Der Grund, dass Beethoven einfach nicht wusste, wie er seinen Bruder nennen sollte finde ich ziemlich seltsam. Ich meine er hätte ja auch einfach den vollen Namen, also Nikolaus Johannes, benutzen können...
Das spielt doch in einem Testament nicht wirklich eine Rolle, wie man seinen Bruder anspricht, oder?
 
Alexx schrieb:
Und warum hat der Herausgeber den Namen dann eingefügt?

Weil das zur Arbeit eines Herausgebers gehört, schließlich soll der Text gut lesbar sein.

Im Original hat Beethoven etliche Wörter durchgestrichen, manches ist durch Tintenkleckse schlecht lesbar, und außerdem entspricht die Rechtschreibung nicht heutigen Standards. Beethoven schreibt z. B. "Feindseelig" (statt "feindselig"), "Misantropisch" (statt "misanthropisch") - und "Heiligenstadt" schreibt er sogar "Heiglnstadt".

In all diesen Fällen hat der Herausgeber seines Amtes gewaltet.


Der Grund, dass Beethoven einfach nicht wusste, wie er seinen Bruder nennen sollte finde ich ziemlich seltsam.
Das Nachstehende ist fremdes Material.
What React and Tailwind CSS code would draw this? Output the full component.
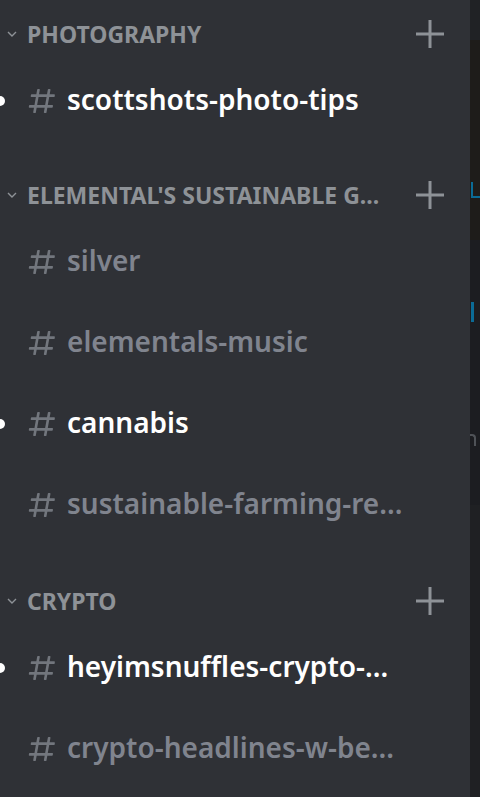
import React from 'react'

const SECTIONS = [
  {
    name: "PHOTOGRAPHY",
    gap: 'pt-[8px]',
    channels: [{ name: 'scottshots-photo-tips', unread: true }],
  },
  {
    name: "ELEMENTAL'S SUSTAINABLE G...",
    gap: 'pt-[28px]',
    channels: [
      { name: 'silver' },
      { name: 'elementals-music' },
      { name: 'cannabis', unread: true },
      { name: 'sustainable-farming-re...' },
    ],
  },
  {
    name: 'CRYPTO',
    gap: 'pt-[30px]',
    channels: [
      { name: 'heyimsnuffles-crypto-...', unread: true },
      { name: 'crypto-headlines-w-be...' },
    ],
  },
]

function HashIcon() {
  return (
    <svg width="32" height="32" viewBox="0 0 24 24" className="shrink-0 text-[#72767d]">
      <path
        fill="currentColor"
        fillRule="evenodd"
        d="M5.89 21c-.31 0-.55-.28-.5-.59L6 17H2.6c-.31 0-.55-.28-.5-.59l.18-1c.04-.24.25-.41.49-.41h3.58l1.06-6H4.01c-.31 0-.55-.28-.5-.59l.18-1c.04-.24.25-.41.49-.41h3.58l.64-3.59c.04-.24.25-.41.49-.41h.98c.31 0 .55.28.5.59L9.76 7h6l.64-3.59c.04-.24.25-.41.49-.41h.98c.31 0 .55.28.5.59L17.76 7h3.4c.31 0 .55.28.5.59l-.18 1c-.04.24-.25.41-.49.41h-3.58l-1.06 6h3.4c.31 0 .55.28.5.59l-.18 1c-.04.24-.25.41-.49.41H16l-.64 3.59c-.04.24-.25.41-.49.41h-.98c-.31 0-.55-.28-.5-.59L14 17H8l-.64 3.59c-.04.24-.25.41-.49.41h-.98zM9.41 9l-1.06 6h6l1.06-6h-6z"
      />
    </svg>
  )
}

function Chevron() {
  return (
    <svg width="12" height="12" viewBox="0 0 12 12" className="shrink-0 text-[#8e9297]">
      <path d="M2 4l4 4 4-4" fill="none" stroke="currentColor" strokeWidth="1.4" />
    </svg>
  )
}

function Plus() {
  return (
    <svg width="30" height="30" viewBox="0 0 30 30" className="shrink-0 text-[#8e9297]">
      <path d="M15 1v28M1 15h28" stroke="currentColor" strokeWidth="3" />
    </svg>
  )
}

function Channel({ channel }) {
  return (
    <div className="relative h-[81px] flex items-center">
      {channel.unread && (
        <div className="absolute left-[-5px] top-1/2 -translate-y-1/2 w-[10px] h-[10px] rounded-full bg-white" />
      )}
      <div className="ml-[26px]">
        <HashIcon />
      </div>
      <span
        className={`ml-[9px] pb-[3px] whitespace-nowrap text-[28px] font-semibold leading-none ${
          channel.unread ? 'text-white' : 'text-[#80848e]'
        }`}
      >
        {channel.name}
      </span>
    </div>
  )
}

function Section({ section }) {
  return (
    <div className={section.gap}>
      <div className="h-[52px] flex items-center">
        <div className="ml-[5px] w-[14px] flex justify-center">
          <Chevron />
        </div>
        <span className="ml-[8px] flex-1 whitespace-nowrap text-[23px] font-bold leading-none text-[#8e9297]">
          {section.name}
        </span>
        <div className="mr-[25px]">
          <Plus />
        </div>
      </div>
      {section.channels.map((c) => (
        <Channel key={c.name} channel={c} />
      ))}
    </div>
  )
}

export default function App() {
  return (
    <div
      className="w-[480px] h-[797px] flex overflow-hidden bg-[#2f3136]"
      style={{ fontFamily: '"Noto Sans", "Open Sans", sans-serif' }}
    >
      <div className="w-[470px] shrink-0 bg-[#2f3136]">
        {SECTIONS.map((s) => (
          <Section key={s.name} section={s} />
        ))}
      </div>

      {/* sliver of the chat view behind */}
      <div className="flex-1 flex flex-col overflow-hidden">
        <div className="h-[40px] bg-[#202225]" />
        <div className="h-[200px] bg-[#1e1c1a] flex flex-col">
          <div className="mt-[142px] ml-[1px] w-[9px] h-[16px] border-l-2 border-b-2 border-[#0b6b96]" />
        </div>
        <div className="h-[265px] bg-[#1c1d21] flex flex-col">
          <div className="mt-[62px] ml-[1px] w-[3px] h-[20px] bg-[#0b6b96]" />
          <div className="mt-[112px] w-[6px] h-[12px] border-t-2 border-r-2 rounded-tr-[4px] border-[#4f5257]" />
        </div>
        <div className="flex-1 bg-[#1f2023]" />
      </div>
    </div>
  )
}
Ich meine er hätte ja auch einfach den vollen Namen, also Nikolaus Johannes, benutzen können...
Klar ist es merkwürdig, was sich Beethoven dabei gedacht hat, läßt sich nun einmal nicht mehr "mit Sicherheit feststellen". Aber bei Carl hat er auch nicht den vollen Namen "Caspar Anton Carl" verwendet.
 
Seltsam...
Aber trotzdem vielen Dank für deine Hilfe!
Hat Beethoven das eigentlich irgendwie mit einem Notar besprochen oder so?
 
Alexx schrieb:
Seltsam...
Aber trotzdem vielen Dank für deine Hilfe!
Hat Beethoven das eigentlich irgendwie mit einem Notar besprochen oder so?

Es ist kein notarielles Testament ,sondern eine verzweifelte Zustandsbeschreibung.
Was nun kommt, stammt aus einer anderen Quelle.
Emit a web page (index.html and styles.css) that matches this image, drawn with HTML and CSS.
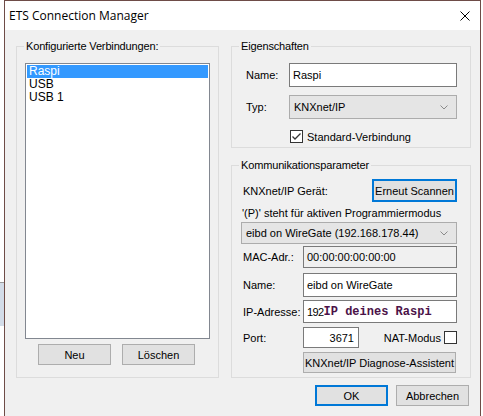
FILE: index.html
```html
<!DOCTYPE html>
<html lang="de">
<head>
<meta charset="utf-8">
<title>ETS Connection Manager</title>
<link rel="stylesheet" href="styles.css">
</head>
<body>
<div class="backdrop"></div>
<div class="window">
  <div class="titlebar">
    <span class="title">ETS Connection Manager</span>
    <svg class="close" width="10" height="10" viewBox="0 0 10 10"><path d="M0.5 0.5 L9.5 9.5 M9.5 0.5 L0.5 9.5" stroke="#000" stroke-width="1" fill="none"/></svg>
  </div>
  <div class="client">
    <div class="columns">
      <div class="group group-left">
        <div class="group-title">Konfigurierte Verbindungen:</div>
        <div class="listbox">
          <div class="item sel">Raspi</div>
          <div class="item">USB</div>
          <div class="item">USB 1</div>
        </div>
        <div class="list-buttons">
          <div class="btn">Neu</div>
          <div class="btn">Löschen</div>
        </div>
      </div>
      <div class="right-col">
        <div class="group props">
          <div class="group-title">Eigenschaften</div>
          <div class="prow name-row">
            <span class="plabel">Name:</span>
            <div class="field field-name">Raspi</div>
          </div>
          <div class="prow typ-row">
            <span class="plabel">Typ:</span>
            <div class="select select-typ"><span>KNXnet/IP</span><svg width="8" height="5" viewBox="0 0 8 5"><path d="M0.5 0.5 L4 4 L7.5 0.5" stroke="#8a8a8a" fill="none"/></svg></div>
          </div>
          <div class="prow check-row">
            <span class="checkbox"><svg width="11" height="11" viewBox="0 0 11 11"><path d="M1.5 5.5 L4 8 L9.5 2.5" stroke="#333" stroke-width="1.3" fill="none"/></svg></span>
            <span class="check-label">Standard-Verbindung</span>
          </div>
        </div>
        <div class="group comm">
          <div class="group-title">Kommunikationsparameter</div>
          <div class="crow row-device">
            <span class="dlabel">KNXnet/IP Gerät:</span>
            <div class="btn btn-focus btn-scan">Erneut Scannen</div>
          </div>
          <div class="crow hint">'(P)' steht für aktiven Programmiermodus</div>
          <div class="crow">
            <div class="select select-device"><span>eibd on WireGate (192.168.178.44)</span><svg width="8" height="5" viewBox="0 0 8 5"><path d="M0.5 0.5 L4 4 L7.5 0.5" stroke="#8a8a8a" fill="none"/></svg></div>
          </div>
          <div class="crow row-mac">
            <span class="clabel">MAC-Adr.:</span>
            <div class="field field-c field-readonly">00:00:00:00:00:00</div>
          </div>
          <div class="crow row-name">
            <span class="clabel">Name:</span>
            <div class="field field-c field-h24">eibd on WireGate</div>
          </div>
          <div class="crow row-ip">
            <span class="clabel">IP-Adresse:</span>
            <div class="field field-c field-ip"><span class="ip-value">192</span><span class="ip-note">IP deines Raspi</span></div>
          </div>
          <div class="crow row-port">
            <span class="clabel">Port:</span>
            <div class="field field-port">3671</div>
            <span class="nat-label">NAT-Modus</span>
            <span class="checkbox"></span>
          </div>
          <div class="crow row-diag">
            <div class="btn btn-diag">KNXnet/IP Diagnose-Assistent</div>
          </div>
        </div>
      </div>
    </div>
    <div class="dialog-buttons">
      <div class="btn btn-focus">OK</div>
      <div class="btn">Abbrechen</div>
    </div>
  </div>
</div>
</body>
</html>
```
FILE: styles.css
```css
* { box-sizing: border-box; }
html, body { margin: 0; padding: 0; }
body {
  background: #fff;
  font-family: "Liberation Sans", Arial, sans-serif;
  font-size: 11px;
  color: #000;
  overflow: hidden;
  height: 416px;
  position: relative;
}
.backdrop {
  position: absolute;
  left: 0;
  top: 282px;
  width: 4px;
  height: 44px;
  background: #d3dce8;
  border-top: 1px solid #9a9a9a;
}
.window {
  margin-left: 4px;
  width: 477px;
  height: 416px;
  border: 1px solid #6e4c47;
  border-bottom: none;
  background: #f0f0f0;
  display: flex;
  flex-direction: column;
  overflow: hidden;
}
.titlebar {
  height: 29px;
  flex: none;
  background: #fff;
  display: flex;
  align-items: center;
  justify-content: space-between;
  padding: 0 10px 0 4px;
}
.title {
  font-family: "Open Sans", "Noto Sans", sans-serif;
  font-size: 12px;
  color: #000;
}
.client {
  padding: 16px 9px 0 11px;
  display: flex;
  flex-direction: column;
}
.columns { display: flex; gap: 12px; }
.group {
  border: 1px solid #dcdcdc;
  display: flex;
  flex-direction: column;
}
.group-title {
  margin: -7px 0 0 7px;
  padding: 0 2px;
  background: #f0f0f0;
  align-self: flex-start;
  line-height: 13px;
  white-space: nowrap;
  letter-spacing: -0.15px;
}
.group-left { width: 203px; height: 332px; }
.listbox {
  margin: 10px 8px 0;
  height: 276px;
  background: #fff;
  border: 1px solid #828790;
  padding: 1px;
}
.item {
  height: 13px;
  line-height: 13px;
  padding-left: 2px;
  font-size: 12px;
}
.item.sel { background: #3399ff; color: #fff; }
.list-buttons {
  display: flex;
  gap: 11px;
  margin: 5px 0 0 21px;
}
.btn {
  width: 73px;
  height: 21px;
  background: #e1e1e1;
  border: 1px solid #adadad;
  display: flex;
  align-items: center;
  justify-content: center;
  white-space: nowrap;
}
.btn-focus {
  border: 1px solid #0078d7;
  box-shadow: inset 0 0 0 1px #0078d7;
}
.right-col {
  width: 240px;
  display: flex;
  flex-direction: column;
  gap: 17px;
}
.props { height: 102px; }
.prow { display: flex; align-items: center; padding-left: 14px; }
.plabel { width: 43px; }
.name-row { margin-top: 10px; }
.field {
  background: #fff;
  border: 1px solid #7a7a7a;
  padding-left: 3px;
  display: flex;
  align-items: center;
  white-space: nowrap;
}
.field-name { width: 168px; height: 24px; }
.typ-row { margin-top: 8px; }
.select {
  background: #e5e5e5;
  border: 1px solid #acacac;
  display: flex;
  align-items: center;
  justify-content: space-between;
  padding: 0 8px 0 4px;
  white-space: nowrap;
}
.select-typ { width: 168px; height: 24px; }
.check-row { margin-top: 11px; padding-left: 58px; }
.checkbox {
  width: 13px;
  height: 13px;
  border: 1px solid #333;
  background: #fff;
  display: inline-flex;
  align-items: center;
  justify-content: center;
  flex: none;
}
.check-label { margin-left: 4px; }
.comm { height: 213px; }
.crow {
  display: flex;
  align-items: center;
  padding: 0 13px 0 9px;
}
.clabel { width: 62px; padding-left: 2px; flex: none; }
.dlabel { padding-left: 2px; white-space: nowrap; }
.row-device { margin-top: 7px; justify-content: space-between; }
.btn-scan { width: 85px; height: 23px; }
.hint { margin-top: 5px; line-height: 13px; padding-left: 10px; }
.select-device { width: 216px; height: 22px; margin-top: 2px; }
.row-mac { margin-top: 2px; }
.field-c { width: 154px; height: 22px; }
.field-readonly { background: #f0f0f0; }
.row-name { margin-top: 5px; }
.field-h24 { height: 24px; }
.row-ip { margin-top: 3px; }
.field-ip { height: 23px; }
.ip-value {
  letter-spacing: -0.6px;
  flex: none;
}
.ip-note {
  font-family: "Liberation Mono", "Courier New", monospace;
  font-weight: bold;
  font-size: 12px;
  color: #4b1248;
  margin-left: 0;
  white-space: nowrap;
}
.row-port { margin-top: 4px; }
.field-port {
  width: 56px;
  height: 21px;
  justify-content: flex-end;
  padding: 0 4px 0 0;
}
.nat-label { margin-left: auto; margin-right: 3px; }
.row-diag { margin-top: 4px; padding-left: 71px; }
.btn-diag { width: 153px; height: 21px; }
.dialog-buttons {
  display: flex;
  justify-content: flex-end;
  gap: 8px;
  margin-top: 7px;
  padding-right: 2px;
}
```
"Hier verfasste er 1802 jenen an seinen Bruder gerichteten, jedoch nie abgesandten Brief, in welchem er seiner Verzweiflung über seine fortschreitende Taubheit Ausdruck verlieh, das „Heiligenstädter-Testament“.
 
Alexx schrieb:
Hat Beethoven das eigentlich irgendwie mit einem Notar besprochen oder so?
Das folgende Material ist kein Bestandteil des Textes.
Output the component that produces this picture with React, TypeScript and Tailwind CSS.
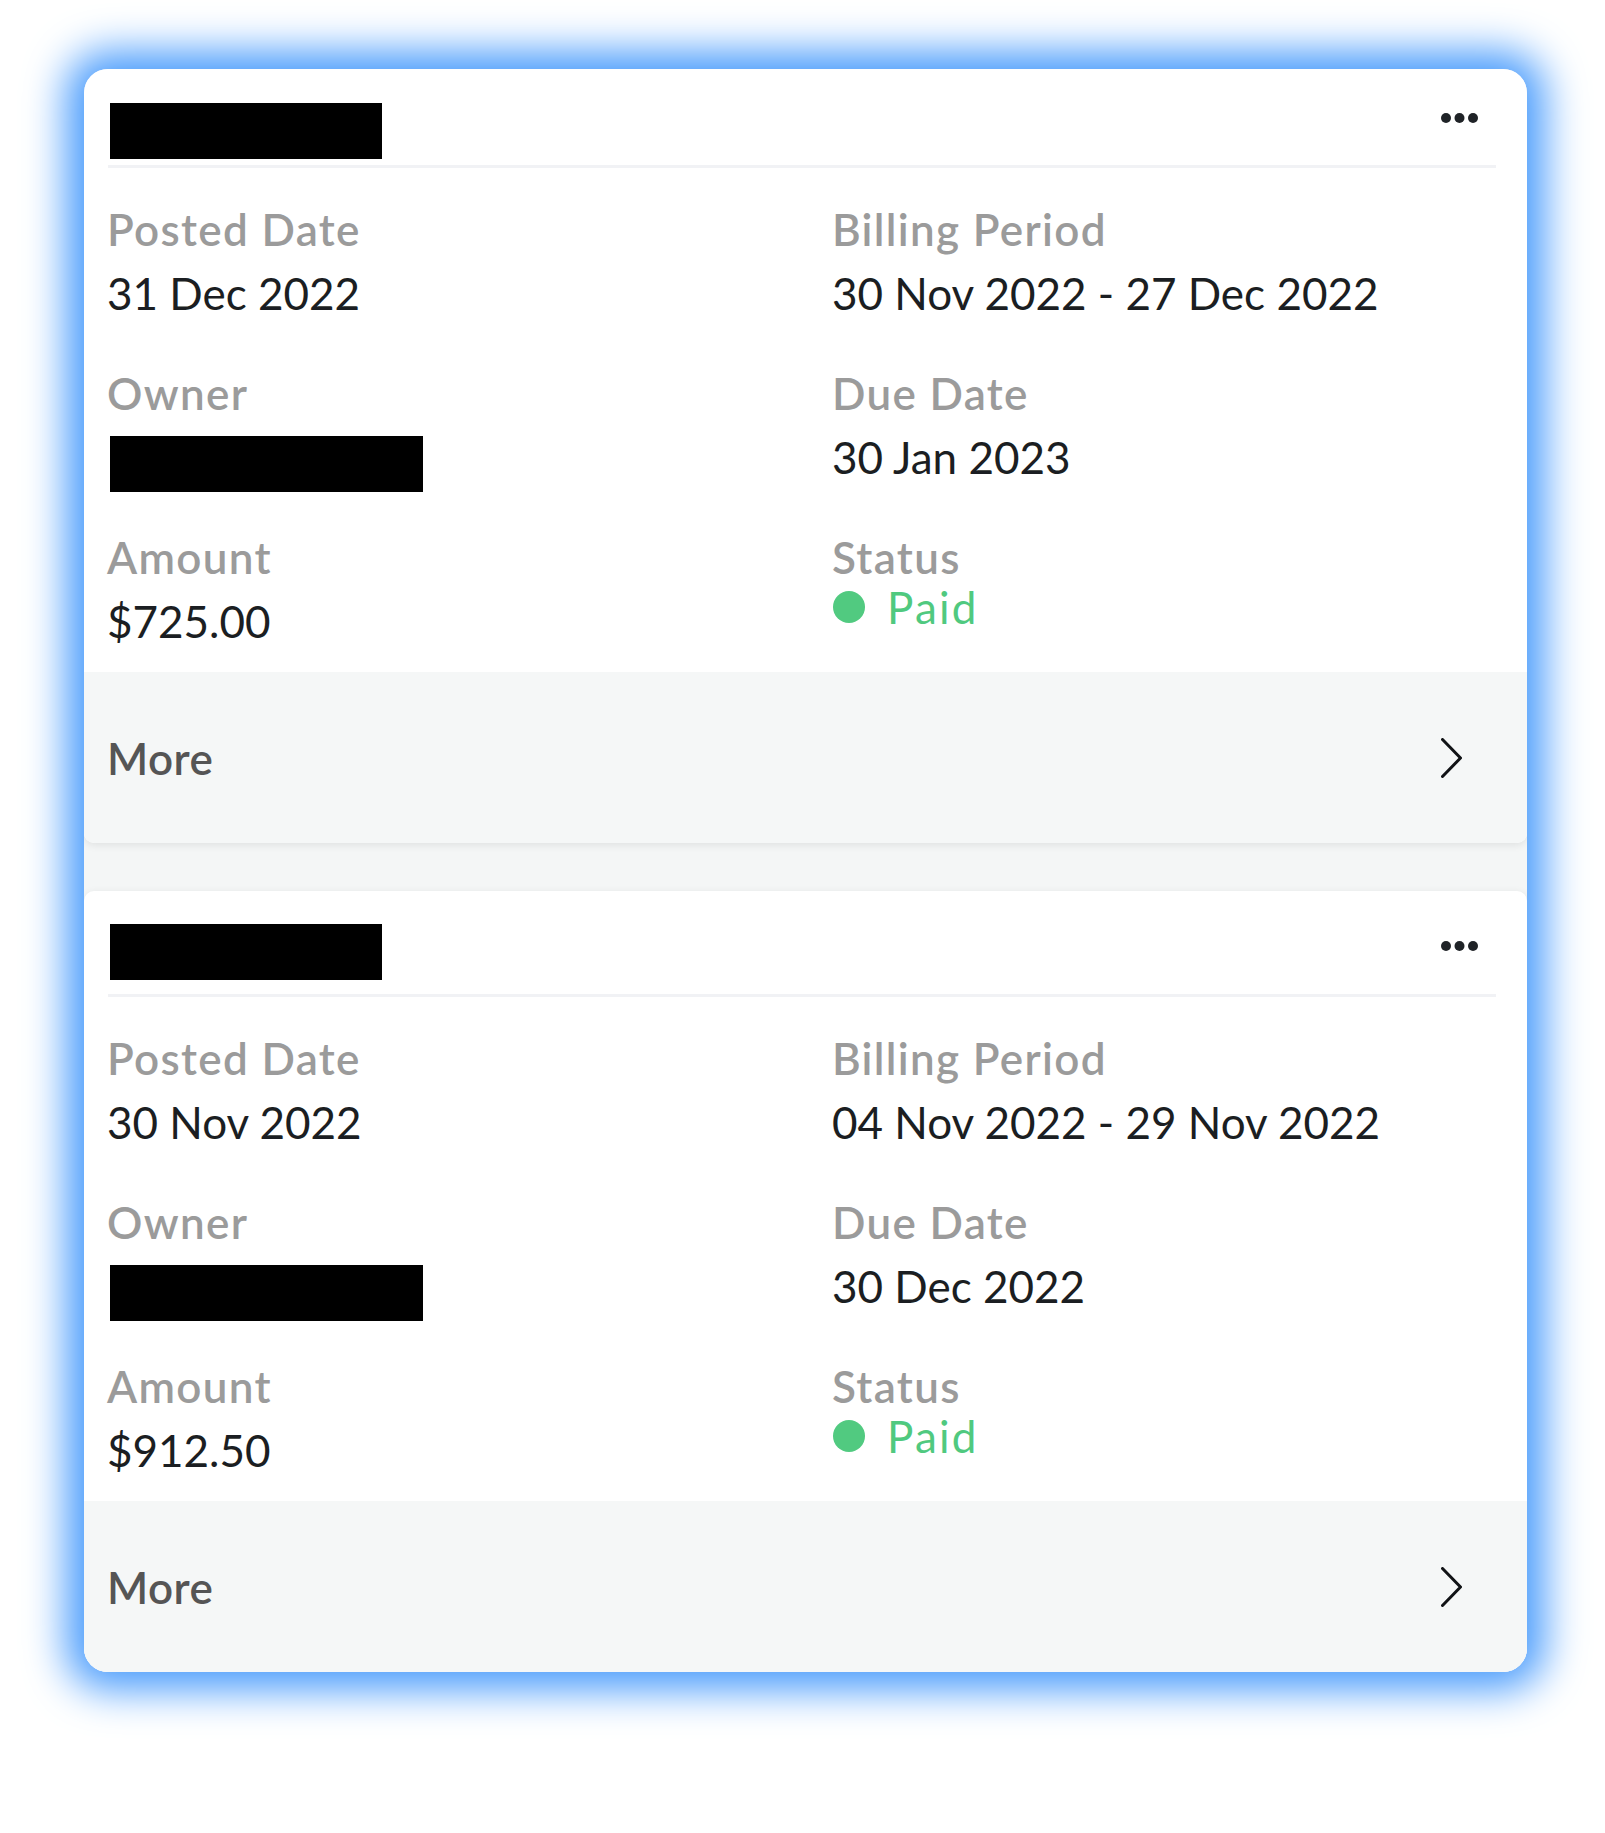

Wohl kaum - Beethoven hat sich seine Verzweiflung vom Leib geschrieben. Ein Notar hätte sich eher die Haare gerauft, denn die testamentarischen Verfügungen sind so vage und unverbindlich, daß nichts wirklich geregelt, sondern eher Streit vorprogrammiert ist:

Beethoven schrieb:
Zugleich erkläre ich euch beide hier für die Erben des kleinen Vermögens (wenn man es so nennen kann) von mir, theilt es redlich [...]
Die Instrumente von Fürst L. wünsche ich, daß sie doch mögen aufbewahrt werden bej einem von euch, doch entstehe des wegen kein Streit unter euch, sobald sie euch aber zu was nüzlicherm dienen können, so verkauft sie nur [...]
 
Ich weiß schon, dass Beethoven eigentlich nur seinen Zustand beschreibt, aber wie ist es dann eigentlich an die Öffentlichkeit gekommen, wenn er es nie einem Dritten gegeben hat? Haben seine Brüder das Testament dann später bekommen?
 
Alexx schrieb:
Ich weiß schon, dass Beethoven eigentlich nur seinen Zustand beschreibt, aber wie ist es dann eigentlich an die Öffentlichkeit gekommen, wenn er es nie einem Dritten gegeben hat? Haben seine Brüder das Testament dann später bekommen?

Erst nach Beethovens Tod im März 1827 wurde das Dokument gefunden, ebenso wie die rätselhaften Briefe an die unsterbliche Geliebte, und erhielt bald den Namen „Heiligenstädter Testament“.